Beneath this task is a listing. State how many of its lines include the string "components", giving nothing but the number.

DATA SECTION:
— Begin —

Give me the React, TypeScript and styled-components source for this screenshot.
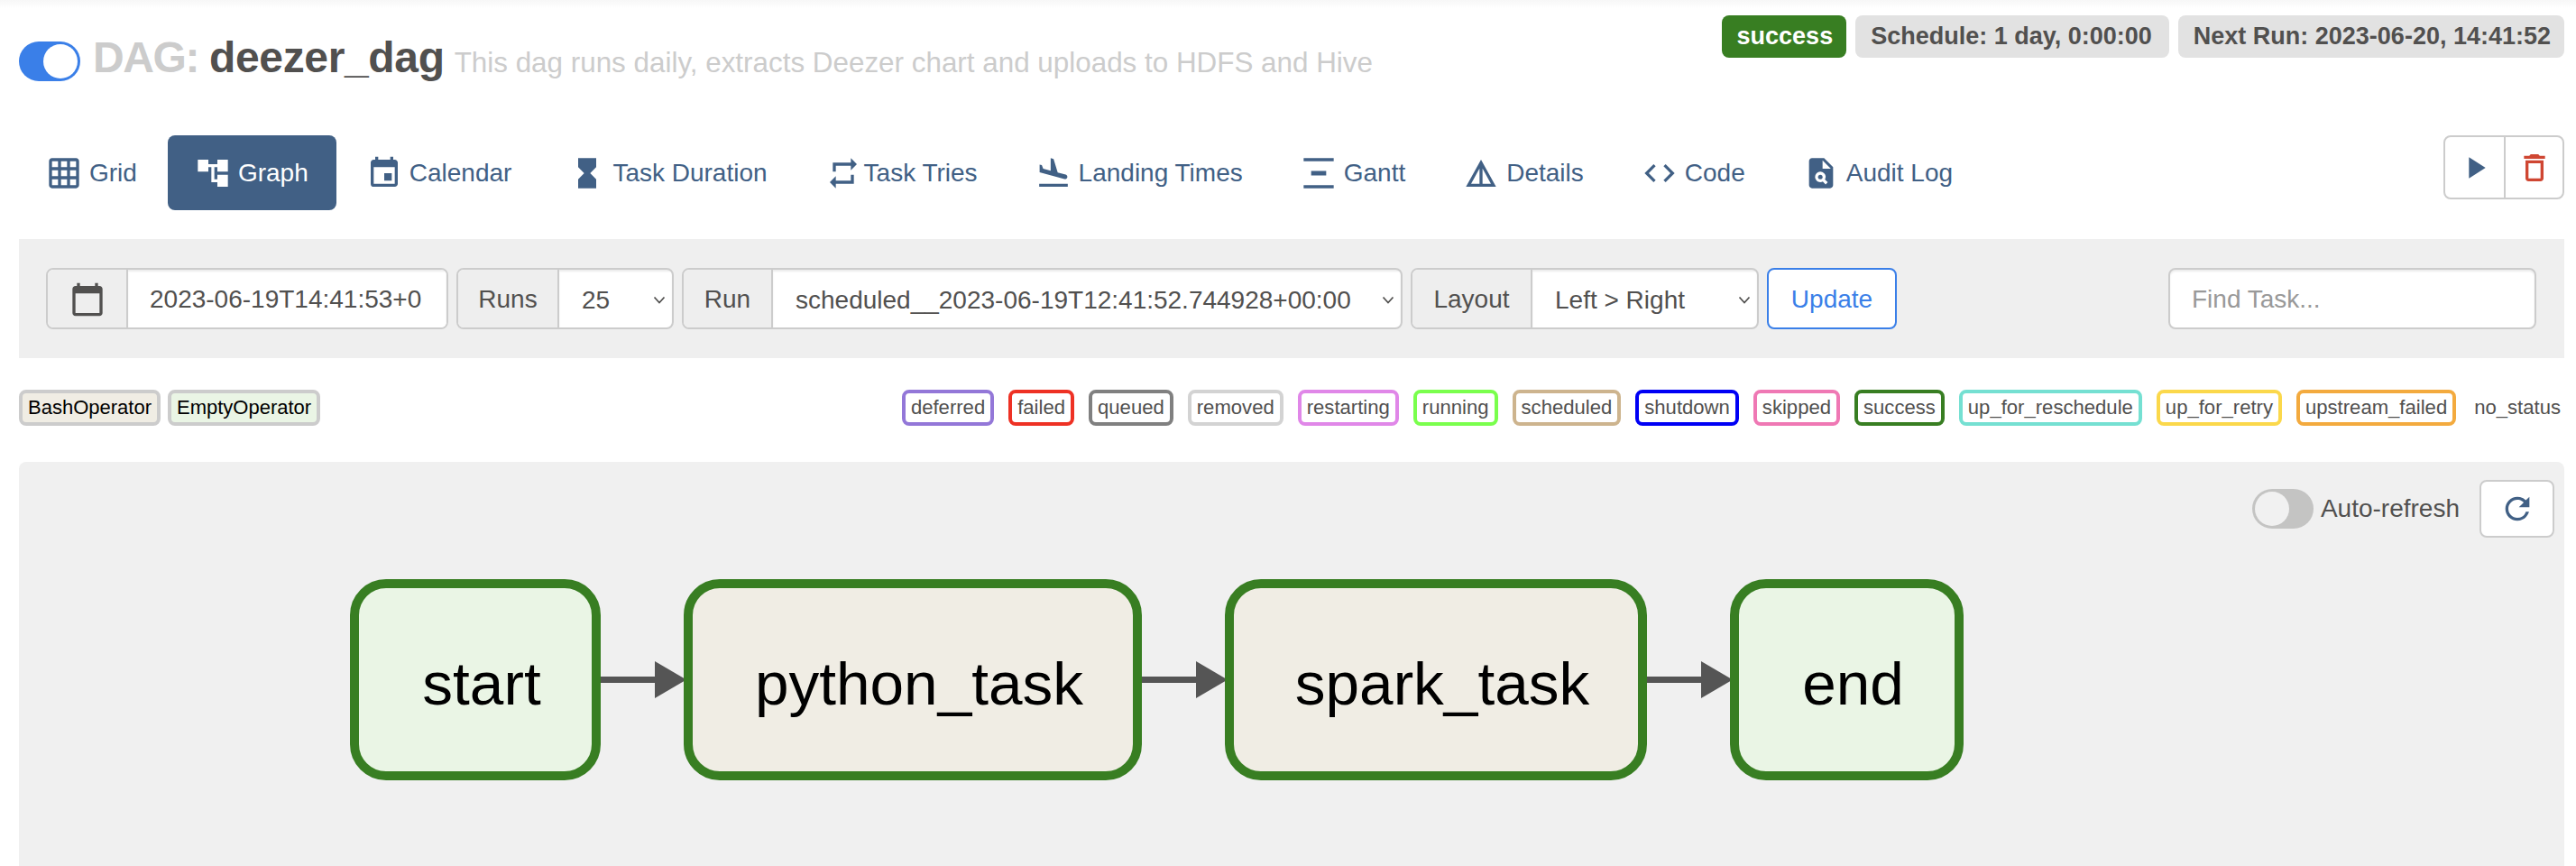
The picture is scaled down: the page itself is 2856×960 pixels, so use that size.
import React from 'react';
import styled, { createGlobalStyle } from 'styled-components';
import {
  MdGridOn,
  MdAccountTree,
  MdEvent,
  MdHourglassFull,
  MdRepeat,
  MdFlightLand,
  MdVerticalDistribute,
  MdDetails,
  MdCode,
  MdPlagiarism,
  MdPlayArrow,
  MdDeleteOutline,
  MdRefresh,
  MdCalendarToday,
} from 'react-icons/md';

const GlobalStyle = createGlobalStyle`
  html, body {
    margin: 0;
    padding: 0;
    background: #fff;
    font-family: "Liberation Sans", Arial, sans-serif;
    color: #51504f;
  }
  * { box-sizing: border-box; }
`;

const Page = styled.div`
  width: 2856px;
  height: 960px;
  overflow: hidden;
  padding: 0 13px 0 21px;
  background: linear-gradient(#f7f7f7, #fff 9px);
`;

const Header = styled.header`
  height: 150px;
  display: flex;
  justify-content: space-between;
  align-items: flex-start;
`;

const TitleRow = styled.div`
  display: flex;
  align-items: flex-start;
  padding-top: 46px;
`;

const Title = styled.h3`
  margin: -4px 0 0 14px;
  font-size: 48px;
  line-height: 44px;
  font-weight: 700;
  color: #ccc;
  white-space: nowrap;
`;

const DagPrefix = styled.span`
  letter-spacing: -1.4px;
`;

const DagName = styled.span`
  letter-spacing: -0.35px;
  color: #51504f;
`;

const Description = styled.small`
  margin-left: 11px;
  font-size: 31.4px;
  font-weight: 400;
  letter-spacing: 0;
  color: #ccc;
`;

const Switch = styled.span<{ $on?: boolean }>`
  flex: none;
  width: 68px;
  height: 44px;
  border-radius: 22px;
  padding: 3px;
  display: flex;
  justify-content: ${(p) => (p.$on ? 'flex-end' : 'flex-start')};
  background: ${(p) => (p.$on ? '#3a7fe8' : '#c4c4c3')};
  &::after {
    content: '';
    width: 38px;
    height: 38px;
    border-radius: 50%;
    background: ${(p) => (p.$on ? '#fff' : '#f1f1f1')};
  }
`;

const Pills = styled.div`
  display: flex;
  gap: 10px;
  padding-top: 17px;
`;

const Pill = styled.span<{ $success?: boolean; $trail?: number }>`
  height: 47px;
  padding: 0 ${(p) => p.$trail ?? 15}px 0 17px;
  display: flex;
  align-items: center;
  border-radius: 8px;
  font-size: 27px;
  font-weight: 700;
  white-space: nowrap;
  background: ${(p) => (p.$success ? '#387e22' : '#e2e2e2')};
  color: ${(p) => (p.$success ? '#fff' : '#51504f')};
`;

const NavRow = styled.div`
  display: flex;
  justify-content: space-between;
  align-items: flex-start;
  height: 83px;
`;

const Nav = styled.nav`
  display: flex;
`;

const NavItem = styled.a<{ $active?: boolean; $gap?: number }>`
  height: 83px;
  padding: 0 ${(p) => (p.$active ? 31 : 34)}px 0 30px;
  margin-right: ${(p) => (p.$active ? 3 : 0)}px;
  display: flex;
  align-items: center;
  gap: ${(p) => p.$gap ?? 8}px;
  border-radius: 8px;
  font-size: 28px;
  white-space: nowrap;
  background: ${(p) => (p.$active ? '#416085' : 'transparent')};
  color: ${(p) => (p.$active ? '#fff' : '#416085')};
  svg {
    flex: none;
    width: 40px;
    height: 40px;
  }
`;

const ActionGroup = styled.div`
  display: flex;
  height: 71px;
  border: 2px solid #ccc;
  border-radius: 8px;
`;

const ActionButton = styled.button<{ $danger?: boolean }>`
  width: 65px;
  padding: 0;
  display: flex;
  align-items: center;
  justify-content: center;
  background: none;
  border: 0;
  color: ${(p) => (p.$danger ? '#cf4632' : '#416085')};
  & + & {
    border-left: 2px solid #ccc;
  }
  svg {
    width: 40px;
    height: 40px;
  }
`;

const FilterBar = styled.form`
  margin-top: 32px;
  height: 132px;
  padding: 0 31px 0 30px;
  display: flex;
  align-items: center;
  justify-content: space-between;
  background: #efefef;
`;

const Filters = styled.div`
  display: flex;
  gap: 9px;
`;

const Group = styled.div`
  height: 68px;
  display: flex;
  background: #fff;
  border: 2px solid #ccc;
  border-radius: 8px;
  overflow: hidden;
  font-size: 28px;
`;

const Addon = styled.span<{ $width: number }>`
  flex: none;
  width: ${(p) => p.$width}px;
  padding-top: 2px;
  display: flex;
  align-items: center;
  justify-content: center;
  background: #eee;
  border-right: 2px solid #ccc;
  svg {
    width: 40px;
    height: 40px;
  }
`;

const DateInput = styled.input`
  width: 353px;
  padding: 2px 0 0 24px;
  border: 0;
  outline: 0;
  font: inherit;
  color: #51504f;
  background: #fff;
  box-shadow: inset 0 2px 2px rgba(0, 0, 0, 0.075);
`;

const SelectBox = styled.div<{ $width: number }>`
  position: relative;
  width: ${(p) => p.$width}px;
  box-shadow: inset 0 2px 2px rgba(0, 0, 0, 0.075);
`;

const Select = styled.select`
  width: 100%;
  height: 100%;
  padding: 2px 0 0 25px;
  border: 0;
  outline: 0;
  appearance: none;
  background: transparent;
  font: inherit;
  color: #51504f;
`;

const Chevron = styled.svg`
  position: absolute;
  right: 7px;
  top: 29px;
  width: 14px;
  height: 9px;
  pointer-events: none;
`;

const UpdateButton = styled.button`
  width: 144px;
  height: 68px;
  padding: 2px 0 0;
  background: #fff;
  border: 2px solid #3a7fe8;
  border-radius: 8px;
  font: inherit;
  font-size: 28px;
  color: #3a7fe8;
`;

const SearchInput = styled.input`
  width: 408px;
  height: 68px;
  padding: 2px 24px 0;
  background: #fff;
  border: 2px solid #ccc;
  border-radius: 8px;
  outline: 0;
  font: inherit;
  font-size: 28px;
  box-shadow: inset 0 2px 2px rgba(0, 0, 0, 0.075);
  &::placeholder {
    color: #999;
    opacity: 1;
  }
`;

const LegendRow = styled.div`
  margin-top: 35px;
  display: flex;
  justify-content: space-between;
`;

const LegendGroup = styled.div<{ $gap: number }>`
  display: flex;
  gap: ${(p) => p.$gap}px;
`;

const OperatorTag = styled.span<{ $bg: string }>`
  height: 40px;
  padding: 0 6px;
  display: flex;
  align-items: center;
  border: 4px solid #ccc;
  border-radius: 8px;
  font-size: 22px;
  color: #000;
  background: ${(p) => p.$bg};
`;

const StateTag = styled.span<{ $color?: string }>`
  height: 40px;
  padding: 0 ${(p) => (p.$color ? 6 : 4)}px;
  display: flex;
  align-items: center;
  border: ${(p) => (p.$color ? `4px solid ${p.$color}` : '0')};
  border-radius: 8px;
  font-size: 22.1px;
  white-space: nowrap;
  background: #fff;
`;

const GraphPanel = styled.section`
  margin-top: 40px;
  height: 448px;
  padding: 20px 11px 0 0;
  background: #f0f0f0;
  border-radius: 8px 8px 0 0;
`;

const GraphToolbar = styled.div`
  display: flex;
  justify-content: flex-end;
  align-items: center;
  height: 64px;
`;

const RefreshLabel = styled.span`
  margin: 0 22px 0 8px;
  font-size: 28px;
`;

const RefreshButton = styled.button`
  width: 83px;
  height: 64px;
  padding: 0;
  display: flex;
  align-items: center;
  justify-content: center;
  background: #fff;
  border: 2px solid #ccc;
  border-radius: 8px;
  color: #416085;
  svg {
    width: 40px;
    height: 40px;
  }
`;

const Diagram = styled.div`
  margin-top: 46px;
  padding-left: 367px;
  display: flex;
  align-items: center;
`;

const TaskNode = styled.div<{ $width: number; $bg: string }>`
  flex: none;
  width: ${(p) => p.$width}px;
  height: 223px;
  padding: 8px 0 0 14px;
  display: flex;
  align-items: center;
  justify-content: center;
  border: 10px solid #387e22;
  border-radius: 40px;
  background: ${(p) => p.$bg};
  font-size: 67.5px;
  color: #000;
`;

const EdgeSvg = styled.svg`
  flex: none;
  width: 92px;
  height: 41px;
  overflow: visible;
`;

const Edge = () => (
  <EdgeSvg viewBox="0 0 92 41">
    <rect x="0" y="17" width="62" height="7" fill="#555" />
    <path d="M60 0 L95 20.5 L60 41 Z" fill="#555" />
  </EdgeSvg>
);

const ChevronDown = () => (
  <Chevron viewBox="0 0 14 9">
    <path d="M1.5 1.5 L7 7.5 L12.5 1.5" fill="none" stroke="#51504f" strokeWidth="1.8" />
  </Chevron>
);

const navItems = [
  { label: 'Grid', icon: <MdGridOn /> },
  { label: 'Graph', icon: <MdAccountTree />, active: true },
  { label: 'Calendar', icon: <MdEvent /> },
  { label: 'Task Duration', icon: <MdHourglassFull /> },
  { label: 'Task Tries', icon: <MdRepeat />, gap: 3 },
  { label: 'Landing Times', icon: <MdFlightLand /> },
  { label: 'Gantt', icon: <MdVerticalDistribute /> },
  { label: 'Details', icon: <MdDetails /> },
  { label: 'Code', icon: <MdCode /> },
  { label: 'Audit Log', icon: <MdPlagiarism /> },
];

const states = [
  { label: 'deferred', color: '#9377d8' },
  { label: 'failed', color: '#ee3124' },
  { label: 'queued', color: '#808080' },
  { label: 'removed', color: '#d3d3d3' },
  { label: 'restarting', color: '#e087e8' },
  { label: 'running', color: '#7aff4d' },
  { label: 'scheduled', color: '#cdb48e' },
  { label: 'shutdown', color: '#0000f5' },
  { label: 'skipped', color: '#ef78b4' },
  { label: 'success', color: '#387e22' },
  { label: 'up_for_reschedule', color: '#75e0d2' },
  { label: 'up_for_retry', color: '#fbd84b' },
  { label: 'upstream_failed', color: '#f3aa3e' },
  { label: 'no_status' },
];

const App: React.FC = () => {
  return (
    <Page>
      <GlobalStyle />
      <Header>
        <TitleRow>
          <Switch $on />
          <Title>
            <DagPrefix>DAG: </DagPrefix>
            <DagName>deezer_dag</DagName>
            <Description>This dag runs daily, extracts Deezer chart and uploads to HDFS and Hive</Description>
          </Title>
        </TitleRow>
        <Pills>
          <Pill $success>success</Pill>
          <Pill $trail={19}>Schedule: 1 day, 0:00:00</Pill>
          <Pill>Next Run: 2023-06-20, 14:41:52</Pill>
        </Pills>
      </Header>

      <NavRow>
        <Nav>
          {navItems.map((item) => (
            <NavItem key={item.label} $active={item.active} $gap={item.gap}>
              {item.icon}
              {item.label}
            </NavItem>
          ))}
        </Nav>
        <ActionGroup>
          <ActionButton aria-label="Trigger DAG">
            <MdPlayArrow />
          </ActionButton>
          <ActionButton $danger aria-label="Delete DAG">
            <MdDeleteOutline />
          </ActionButton>
        </ActionGroup>
      </NavRow>

      <FilterBar>
        <Filters>
          <Group>
            <Addon $width={89}>
              <MdCalendarToday />
            </Addon>
            <DateInput readOnly value="2023-06-19T14:41:53+0" />
          </Group>
          <Group>
            <Addon $width={112}>Runs</Addon>
            <SelectBox $width={125}>
              <Select defaultValue="25">
                <option>25</option>
              </Select>
              <ChevronDown />
            </SelectBox>
          </Group>
          <Group>
            <Addon $width={99}>Run</Addon>
            <SelectBox $width={696}>
              <Select defaultValue="scheduled__2023-06-19T12:41:52.744928+00:00">
                <option>scheduled__2023-06-19T12:41:52.744928+00:00</option>
              </Select>
              <ChevronDown />
            </SelectBox>
          </Group>
          <Group>
            <Addon $width={133}>Layout</Addon>
            <SelectBox $width={249}>
              <Select defaultValue="Left > Right">
                <option>{'Left > Right'}</option>
              </Select>
              <ChevronDown />
            </SelectBox>
          </Group>
          <UpdateButton type="button">Update</UpdateButton>
        </Filters>
        <SearchInput placeholder="Find Task..." />
      </FilterBar>

      <LegendRow>
        <LegendGroup $gap={8}>
          <OperatorTag $bg="#f0ede4">BashOperator</OperatorTag>
          <OperatorTag $bg="#eaf5e5">EmptyOperator</OperatorTag>
        </LegendGroup>
        <LegendGroup $gap={16}>
          {states.map((state) => (
            <StateTag key={state.label} $color={state.color}>
              {state.label}
            </StateTag>
          ))}
        </LegendGroup>
      </LegendRow>

      <GraphPanel>
        <GraphToolbar>
          <Switch />
          <RefreshLabel>Auto-refresh</RefreshLabel>
          <RefreshButton aria-label="Refresh">
            <MdRefresh />
          </RefreshButton>
        </GraphToolbar>
        <Diagram>
          <TaskNode $width={278} $bg="#eaf5e5">start</TaskNode>
          <Edge />
          <TaskNode $width={508} $bg="#f0ede4">python_task</TaskNode>
          <Edge />
          <TaskNode $width={468} $bg="#f0ede4">spark_task</TaskNode>
          <Edge />
          <TaskNode $width={259} $bg="#eaf5e5">end</TaskNode>
        </Diagram>
      </GraphPanel>
    </Page>
  );
};

export default App;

— End —

RESULT OF THIS TASK: 2